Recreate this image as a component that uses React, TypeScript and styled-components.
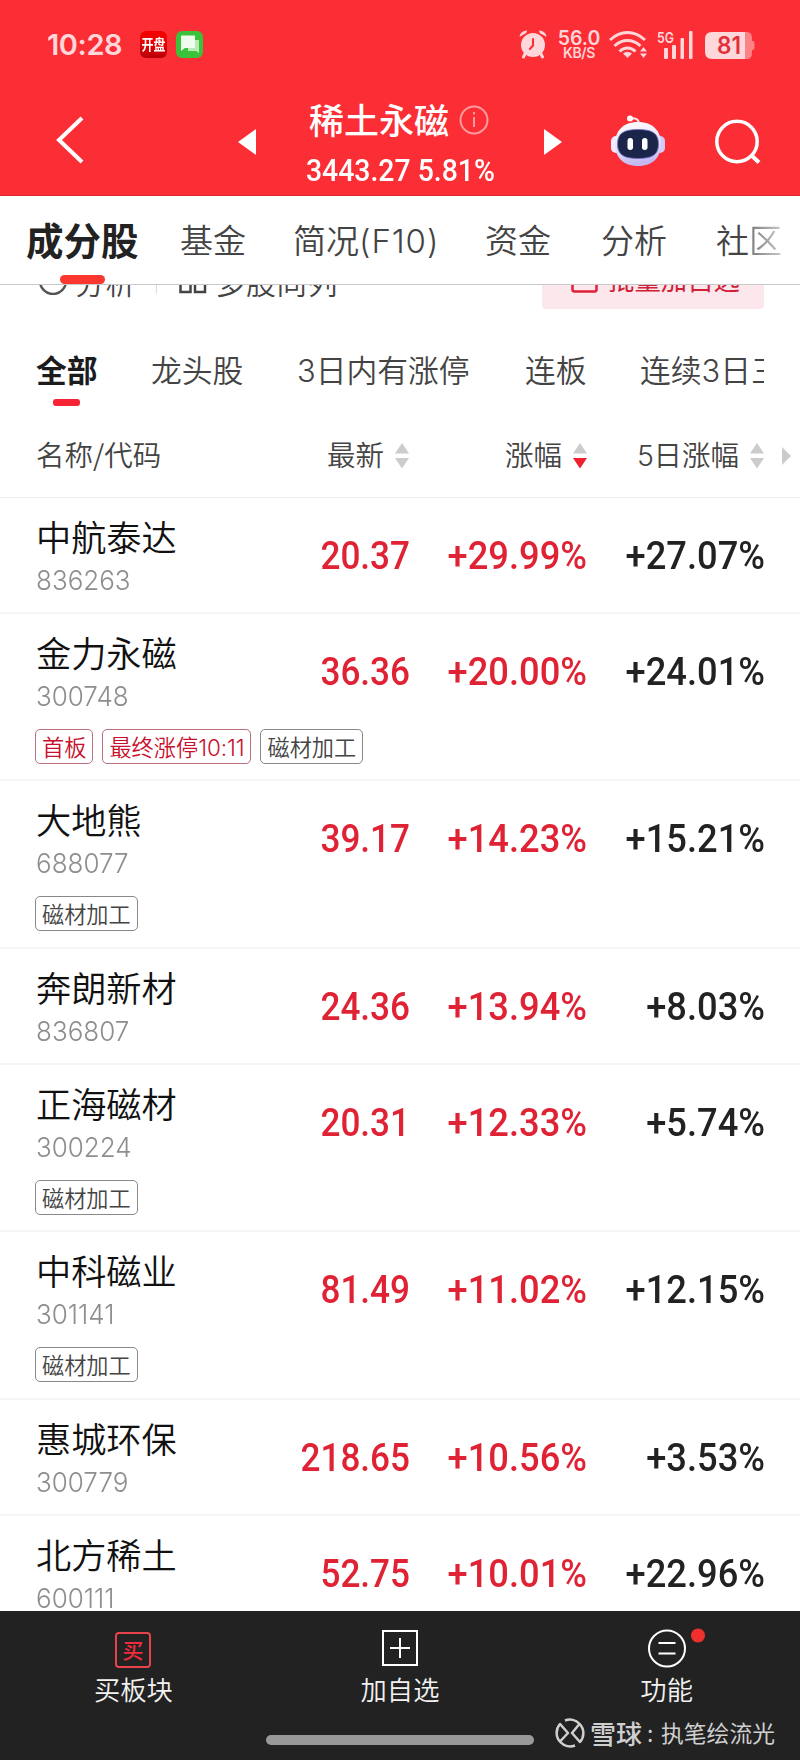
import React from 'react';
import styled, { createGlobalStyle } from 'styled-components';

const Global = createGlobalStyle`
  * { box-sizing: border-box; }
  body { margin: 0; background: #fff; font-family: Inter, "Noto Sans CJK SC", sans-serif; }
`;

const RED = '#fb2d35';
const PRICE = '#df2234';
const CJK = '"Noto Sans CJK SC", sans-serif';

const Screen = styled.div`
  width: 800px; height: 1760px; overflow: hidden;
  display: flex; flex-direction: column; background: #fff; white-space: nowrap;
`;

/* ---------- header ---------- */
const Header = styled.header`
  height: 196px; flex: none; background: ${RED}; border-bottom: 1px solid #d9272e; color: #fff;
`;
const StatusBar = styled.div`
  height: 89px; padding: 0 45px 0 47px; display: flex; align-items: center; color: #ffd6d9;
`;
const Clock = styled.span`
  width: 93px; font: 600 29px/30px Inter, sans-serif; letter-spacing: -0.4px;
`;
const AppBadge = styled.span`
  width: 27px; height: 27px; margin-right: 9px; border-radius: 6px; background: linear-gradient(#f20000 30%, #b80008);
  display: flex; justify-content: center; color: #fff; font: 700 12px/26px ${CJK};
`;
const BadgeText = styled.span`
  transform: scaleY(1.2);
`;
const StatusRight = styled.div`
  margin-left: auto; display: flex; align-items: center;
`;
const Speed = styled.div`
  width: 46px; margin: 0 7px 0 9px; display: flex; flex-direction: column; align-items: center;
  font: 600 19.5px/15px Inter, sans-serif;
`;
const SpeedUnit = styled.span`
  margin-top: 1px; font: 600 14px/11px Inter, sans-serif; letter-spacing: -0.4px;
`;
const NavBar = styled.div`
  height: 106px; display: grid; align-items: start;
  grid-template-columns: 237px 307px 63px 108px 85px;
`;
const NavSlot = styled.div<{ $top: number; $left?: number }>`
  display: flex; padding-top: ${p => p.$top}px; padding-left: ${p => p.$left ?? 0}px;
`;
const TitleGroup = styled.div`
  display: flex; align-items: flex-start;
`;
const PrevArrow = styled.i`
  margin: 40px 0 0 1px; border: solid transparent; border-width: 13px 18px 13px 0; border-right-color: #fff;
`;
const NextArrow = styled.i`
  margin-top: 40px; justify-self: start; border: solid transparent; border-width: 13px 0 13px 18px; border-left-color: #fff;
`;
const TitleBlock = styled.div`
  display: flex; flex-direction: column; padding-left: 53px;
`;
const Title = styled.div`
  margin-top: 8px; height: 44px; display: flex; align-items: center; gap: 10px;
  font: 500 35px/44px ${CJK};
  svg { margin-top: 2px; }
`;
const SubTitle = styled.div`
  height: 38px; margin-top: 11px; margin-left: -3px; width: 220px;
  font: 500 31px/38px Roboto, sans-serif; transform: scaleX(.915); transform-origin: left;
`;

/* ---------- tabs ---------- */
const Tabs = styled.nav`
  height: 89px; flex: none; display: flex; padding-left: 26px; border-bottom: 1px solid #c9c9c9; position: relative; z-index: 1;
  font: 350 33px/86px ${CJK}; color: #444;
`;
const Tab = styled.span<{ $w: number; $active?: boolean }>`
  width: ${p => p.$w}px; position: relative; flex: none;
  ${p => p.$active && 'font-size: 37.5px; font-weight: 700; color: #222;'}
`;
const TabLine = styled.i`
  position: absolute; left: 34px; top: 79px; width: 45px; height: 9px; border-radius: 5px; background: #fb3830;
`;
const Fade = styled.span`
  background: linear-gradient(90deg, #777, #ccc); background-clip: text; color: transparent;
`;
const Latin = styled.span<{ $track?: number }>`
  font-family: Inter, sans-serif; font-weight: 300; letter-spacing: ${p => p.$track ?? -0.5}px;
`;

/* ---------- scrolled tools strip ---------- */
const Tools = styled.div`
  height: 49px; flex: none; overflow: hidden; display: flex; align-items: flex-start; padding: 0 36px 0 39px;
  font: 350 30px/40px ${CJK}; color: #444;
`;
const ToolLabel = styled.span<{ $ml: number }>`
  margin: -24px 0 0 ${p => p.$ml}px; letter-spacing: 0.7px;
`;
const Rule = styled.i`
  width: 1px; height: 9px; margin: 0 22px 0 20px; background: #ddd;
`;
const BatchButton = styled.div`
  width: 222px; height: 60px; margin: -36px 0 0 auto; border-radius: 4px; background: #fce7ec; color: #d01f36;
  display: flex; align-items: center; gap: 10px; padding-left: 29px; font: 400 26.4px/60px ${CJK};
`;

/* ---------- filters ---------- */
const Filters = styled.div`
  height: 86px; flex: none; margin: 0 36px; overflow: hidden; display: flex; font: 350 30.8px/69px ${CJK}; color: #444;
`;
const Filter = styled.span<{ $w: number; $active?: boolean }>`
  width: ${p => p.$w}px; flex: none; position: relative;
  ${p => p.$active && 'font-weight: 700; color: #1c1c1c;'}
`;
const FilterLine = styled.i`
  position: absolute; left: 17px; top: 65px; width: 27px; height: 7px; border-radius: 3px; background: #f52333;
`;

/* ---------- table ---------- */
const HeadRow = styled.div`
  height: 78px; flex: none; border-bottom: 1px solid #ececec; padding: 0 9px 0 36px;
  display: grid; grid-template-columns: 200px 173px 178px 177px 1fr; align-items: center;
  font: 350 28.5px/68px ${CJK}; color: #444;
`;
const HeadCell = styled.div<{ $end?: boolean }>`
  display: flex; align-items: flex-start; height: 71px; align-self: start; gap: 11px;
  justify-content: ${p => (p.$end ? 'flex-end' : 'flex-start')};
  svg { align-self: center; }
`;
const List = styled.div`
  flex: 1; min-height: 0; overflow: hidden;
`;
const Row = styled.div<{ $tall: boolean }>`
  height: ${p => (p.$tall ? 167.7 : 115.6)}px; border-bottom: 2px solid #f5f5f5; padding: 0 36px 0 35px;
`;
const RowMain = styled.div`
  height: 115px; display: grid; grid-template-columns: 201px 173px 177px 178px; padding-left: 1px; width: 730px;
`;
const Name = styled.div`
  margin-top: 14px; font: 350 35.2px/48px ${CJK}; color: #111;
`;
const Code = styled.div`
  font: 350 27.5px/34px Inter, sans-serif; color: #8e8e8e; transform: scaleX(.945); transform-origin: left; margin-top: 3px;
`;
const Value = styled.div<{ $up?: boolean; $stretch?: number }>`
  font: 500 39px/117px Roboto, sans-serif; text-align: right; color: ${p => (p.$up ? PRICE : '#222')};
  transform: scaleX(${p => p.$stretch ?? 0.93}); transform-origin: right; display: flex; justify-content: flex-end;
`;
const Tags = styled.div`
  display: flex; gap: 9px;
`;
const Tag = styled.span<{ $red?: boolean }>`
  height: 35px; padding: 0 6px; border: 1px solid ${p => (p.$red ? '#b9707c' : '#888')}; border-radius: 5px;
  font: 350 22.2px/32px ${CJK}; color: ${p => (p.$red ? '#c8102e' : '#444')};
`;
const TagTime = styled.span`
  font: 350 22.5px/32px Inter, sans-serif; letter-spacing: -0.1px;
`;

/* ---------- bottom bar ---------- */
const Bottom = styled.footer`
  height: 149px; flex: none; background: #222; position: relative; color: #f2f2f2;
`;
const Actions = styled.div`
  display: grid; grid-template-columns: repeat(3, 1fr);
`;
const Action = styled.div`
  display: flex; flex-direction: column; align-items: center; padding-top: 18px; font: 350 26.3px/36px ${CJK}; gap: 2px;
`;
const HomeBar = styled.i`
  position: absolute; left: 266px; top: 124px; width: 268px; height: 10px; border-radius: 5px; background: #999;
`;
const Watermark = styled.div`
  position: absolute; left: 555px; top: 104px; height: 36px; display: flex; align-items: center;
  color: #cfcfcf; font: 400 22.8px/36px ${CJK};
`;
const Brand = styled.b`
  font-weight: 500; font-size: 26px; margin-left: 5px; width: 55px;
`;
const Colon = styled.span`
  width: 16px; padding-left: 2px;
`;

const Sort = ({ active }: { active?: boolean }) => (
  <svg width="14" height="26" viewBox="0 0 14 26">
    <path d="M7 0l7 10.500H0z" fill="#ccc" />
    <path d="M0 15h14l-7 10.500z" fill={active ? '#f02030' : '#ccc'} />
  </svg>
);

const Alarm = () => (
  <svg width="28" height="29" viewBox="0 0 28 29" fill="#ffd6d9">
    <circle cx="14" cy="15" r="12" />
    <path d="M.5 7Q1 1 8 .5q0 2-1.500 3Q3 5 .5 7zM27.500 7Q27 1 20 .5q0 2 1.500 3Q25 5 27.500 7z" />
    <path d="M6 24l-1.500 3M22 24l1.500 3" stroke="#ffd6d9" strokeWidth="3" strokeLinecap="round" />
    <path d="M14 9v6.500L10.800 19" stroke={RED} strokeWidth="2" fill="none" strokeLinecap="round" />
  </svg>
);

const Wifi = () => (
  <svg width="40" height="28" viewBox="0 0 40 28" fill="none" stroke="#ffd6d9" strokeWidth="3">
    <path d="M1 9q8-7.500 17.500-7.500T36 9M5.500 15q6-5.500 13-5.500t13 5.500M10.500 20.500q3.500-3.500 8-3.500t8 3.500" />
    <path d="M18.500 27l-4.500-4.500q4.500-3.500 9 0z" fill="#ffd6d9" stroke="none" />
    <path d="M31 20.500l3.500-4.500 3.500 4.500zM31 22.500l3.500 4.500 3.500-4.500z" fill="#ffd6d9" stroke="none" />
  </svg>
);

const Signal = () => (
  <svg width="38" height="28" viewBox="0 0 38 28" fill="#ffd6d9">
    <text x="0" y="11.500" fontFamily="Inter" fontWeight="600" fontSize="15" textLength="17" lengthAdjust="spacingAndGlyphs">5G</text>
    <rect x="7" y="17" width="4" height="11" rx="1" />
    <rect x="15" y="14" width="4" height="14" rx="1" />
    <rect x="23.500" y="7" width="3.500" height="21" rx="1" />
    <rect x="32" y="0" width="3.500" height="28" rx="1" />
  </svg>
);

const Battery = () => (
  <svg width="50" height="27" viewBox="0 0 50 27">
    <path d="M38 0h4q5 0 5 6v3h1q1.500 0 1.500 3v3q0 3-1.500 3h-1v3q0 6-5 6h-4z" fill="#fc8287" />
    <path d="M7 0h33v27H7q-7 0-7-7V7q0-7 7-7z" fill="#ffd6d9" />
    <text x="24" y="22" fontFamily="Inter" fontWeight="600" fontSize="24" textLength="24" lengthAdjust="spacingAndGlyphs" fill="#e0303a" textAnchor="middle">81</text>
  </svg>
);

const Messages = () => (
  <svg width="27" height="27" viewBox="0 0 27 27">
    <rect width="27" height="27" rx="6" fill="#3cc23a" />
    <path d="M12 9h11v13l-3-2h-8z" fill="#b6eab2" />
    <path d="M5 4.500h14V17H9l-4 3z" fill="#effcee" />
  </svg>
);

const Robot = () => (
  <svg width="56" height="52" viewBox="0 0 56 52">
    <defs>
      <linearGradient id="shell" x1="0" y1="0" x2=".2" y2="1">
        <stop offset="0" stopColor="#fff" /><stop offset=".6" stopColor="#e6e2fb" /><stop offset="1" stopColor="#c3b8f0" />
      </linearGradient>
    </defs>
    <path d="M20 3.500h5q4 1 4 6" stroke="#fbe4ee" strokeWidth="2" fill="none" />
    <circle cx="20" cy="3.500" r="3" fill="#fff" />
    <rect x="1" y="21" width="10" height="17" rx="5" fill="#f3eaff" />
    <rect x="45" y="21" width="10" height="17" rx="5" fill="#d4c9fb" />
    <path d="M28 7c15 0 23 9 23 22s-8 22-23 22S5 42 5 29 13 7 28 7z" fill="url(#shell)" />
    <path d="M28 14.500c13 0 20.500 3 20.500 14.500S41 43.500 28 43.500 7.500 40.500 7.500 29 15 14.500 28 14.500z" fill="#1b2449" stroke="#6a6fc0" strokeWidth=".8" />
    <rect x="17.500" y="23" width="5.500" height="12" rx="2.700" fill="#fff" />
    <rect x="32" y="23" width="5.500" height="12" rx="2.700" fill="#fff" />
  </svg>
);

interface StockTag { label: string; time?: string; red?: boolean }
interface Stock { name: string; code: string; price: string; chg: string; chg5: string; tags?: StockTag[] }

const magnet: StockTag = { label: '磁材加工' };
const stocks: Stock[] = [
  { name: '中航泰达', code: '836263', price: '20.37', chg: '+29.99%', chg5: '+27.07%' },
  { name: '金力永磁', code: '300748', price: '36.36', chg: '+20.00%', chg5: '+24.01%', tags: [{ label: '首板', red: true }, { label: '最终涨停', time: '10:11', red: true }, magnet] },
  { name: '大地熊', code: '688077', price: '39.17', chg: '+14.23%', chg5: '+15.21%', tags: [magnet] },
  { name: '奔朗新材', code: '836807', price: '24.36', chg: '+13.94%', chg5: '+8.03%' },
  { name: '正海磁材', code: '300224', price: '20.31', chg: '+12.33%', chg5: '+5.74%', tags: [magnet] },
  { name: '中科磁业', code: '301141', price: '81.49', chg: '+11.02%', chg5: '+12.15%', tags: [magnet] },
  { name: '惠城环保', code: '300779', price: '218.65', chg: '+10.56%', chg5: '+3.53%' },
  { name: '北方稀土', code: '600111', price: '52.75', chg: '+10.01%', chg5: '+22.96%' },
];

export default function App() {
  return (
    <Screen>
      <Global />
      <Header>
        <StatusBar>
          <Clock>10:28</Clock>
          <AppBadge><BadgeText>开盘</BadgeText></AppBadge>
          <Messages />
          <StatusRight>
            <Alarm />
            <Speed>56.0<SpeedUnit>KB/S</SpeedUnit></Speed>
            <Wifi />
            <NavSlot $top={0} $left={8}><Signal /></NavSlot>
            <NavSlot $top={1} $left={10}><Battery /></NavSlot>
          </StatusRight>
        </StatusBar>
        <NavBar>
          <NavSlot $top={27} $left={56}>
            <svg width="28" height="48" viewBox="0 0 28 48"><path d="M26 2L3 24l23 22" fill="none" stroke="#fff" strokeWidth="4" /></svg>
          </NavSlot>
          <TitleGroup>
            <PrevArrow />
            <TitleBlock>
              <Title>
                稀土永磁
                <svg width="30" height="30" viewBox="0 0 30 30" fill="none" stroke="#fd9a9e" strokeWidth="2">
                  <circle cx="15" cy="15" r="13.500" /><path d="M15 12v10M15 7v2.500" />
                </svg>
              </Title>
              <SubTitle>3443.27 5.81%</SubTitle>
            </TitleBlock>
          </TitleGroup>
          <NextArrow />
          <NavSlot $top={26} $left={3}><Robot /></NavSlot>
          <NavSlot $top={30}>
            <svg width="46" height="46" viewBox="0 0 46 46" fill="none" stroke="#fff" strokeWidth="3.500">
              <circle cx="22" cy="22.500" r="20.200" /><path d="M35.500 35.500l8.500 8" strokeWidth="4" />
            </svg>
          </NavSlot>
        </NavBar>
      </Header>

      <Tabs>
        <Tab $w={154} $active>成分股<TabLine /></Tab>
        <Tab $w={113}>基金</Tab>
        <Tab $w={192}>简况<Latin $track={0.9}>(F10)</Latin></Tab>
        <Tab $w={116}>资金</Tab>
        <Tab $w={115}>分析</Tab>
        <Tab $w={80}>社<Fade>区</Fade></Tab>
      </Tabs>

      <Tools>
        <svg width="30" height="10" viewBox="0 18 30 10"><circle cx="14" cy="14" r="13" fill="none" stroke="#555" strokeWidth="2.500" /></svg>
        <ToolLabel $ml={6}>分析</ToolLabel>
        <Rule />
        <svg width="28" height="10" viewBox="0 0 28 10" fill="none" stroke="#444" strokeWidth="2.500"><path d="M1.500-4v11h10v-11M16-4v11h10v-11" /></svg>
        <ToolLabel $ml={8}>多股同列</ToolLabel>
        <BatchButton>
          <svg width="27" height="27" viewBox="0 0 27 27" fill="none" stroke="#e0213a" strokeWidth="2.500"><rect x="1.500" y="1.500" width="24" height="24" rx="2" /><path d="M8 10h11M13.500 4v11" /></svg>
          批量加自选
        </BatchButton>
      </Tools>

      <Filters>
        <Filter $w={115} $active>全部<FilterLine /></Filter>
        <Filter $w={146}>龙头股</Filter>
        <Filter $w={228}><Latin $track={0}>3</Latin>日内有涨停</Filter>
        <Filter $w={115}>连板</Filter>
        <Filter $w={170}>连续<Latin $track={0}>3</Latin>日三</Filter>
      </Filters>

      <HeadRow>
        <HeadCell>名称/代码</HeadCell>
        <HeadCell $end>最新<Sort /></HeadCell>
        <HeadCell $end>涨幅<Sort active /></HeadCell>
        <HeadCell $end><span><Latin>5</Latin>日涨幅</span><Sort /></HeadCell>
        <HeadCell $end><svg width="10" height="18" viewBox="0 0 10 18"><path d="M1 0l9 9-9 9z" fill="#ccc" /></svg></HeadCell>
      </HeadRow>

      <List>
        {stocks.map(s => (
          <Row key={s.code} $tall={!!s.tags}>
            <RowMain>
              <div><Name>{s.name}</Name><Code>{s.code}</Code></div>
              <Value $up $stretch={0.9}>{s.price}</Value>
              <Value $up>{s.chg}</Value>
              <Value>{s.chg5}</Value>
            </RowMain>
            {s.tags && (
              <Tags>
                {s.tags.map(t => (
                  <Tag key={t.label} $red={t.red}>{t.label}{t.time && <TagTime>{t.time}</TagTime>}</Tag>
                ))}
              </Tags>
            )}
          </Row>
        ))}
      </List>

      <Bottom>
        <Actions>
          <Action>
            <svg width="38" height="40" viewBox="0 0 38 40"><rect x="2" y="4" width="34" height="34" rx="3" fill="none" stroke="#e8434b" strokeWidth="2" /><text x="19" y="28.500" textAnchor="middle" fontFamily="Noto Sans CJK SC" fontWeight="500" fontSize="21" fill="#f02c3c">买</text></svg>
            买板块
          </Action>
          <Action>
            <svg width="38" height="40" viewBox="0 0 38 40" fill="none" stroke="#fff" strokeWidth="2"><path d="M2 2h34v34H2zM19 9v20M9 19h20" /></svg>
            加自选
          </Action>
          <Action>
            <svg width="38" height="40" viewBox="0 0 38 40" overflow="visible" fill="none" stroke="#fff" strokeWidth="2"><circle cx="19" cy="19.500" r="18" /><path d="M10.500 14h17M10.500 24.500h17" /><circle cx="50" cy="6.500" r="7" fill="#f0302f" stroke="none" /></svg>
            功能
          </Action>
        </Actions>
        <HomeBar />
        <Watermark>
          <svg width="30" height="30" viewBox="0 0 30 30" fill="none" stroke="#cfcfcf" strokeWidth="2.500">
            <path d="M10 2.500a13.300 13.300 0 0 1 14.500 3.300A13.300 13.300 0 0 1 25 24L17 15l7-8.500M20 27.500A13.300 13.300 0 0 1 5.500 24.200 13.300 13.300 0 0 1 5 6l8 9-7.500 8" strokeLinejoin="round" />
          </svg>
          <Brand>雪球</Brand><Colon>:</Colon>执笔绘流光
        </Watermark>
      </Bottom>
    </Screen>
  );
}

== == ==

● **PROBLEM STATEMENT**
From the data above, pick out each line containing "components" and copy it.

● **SOLVED EXERCISE**
Recreate this image as a component that uses React, TypeScript and styled-components.
import styled, { createGlobalStyle } from 'styled-components';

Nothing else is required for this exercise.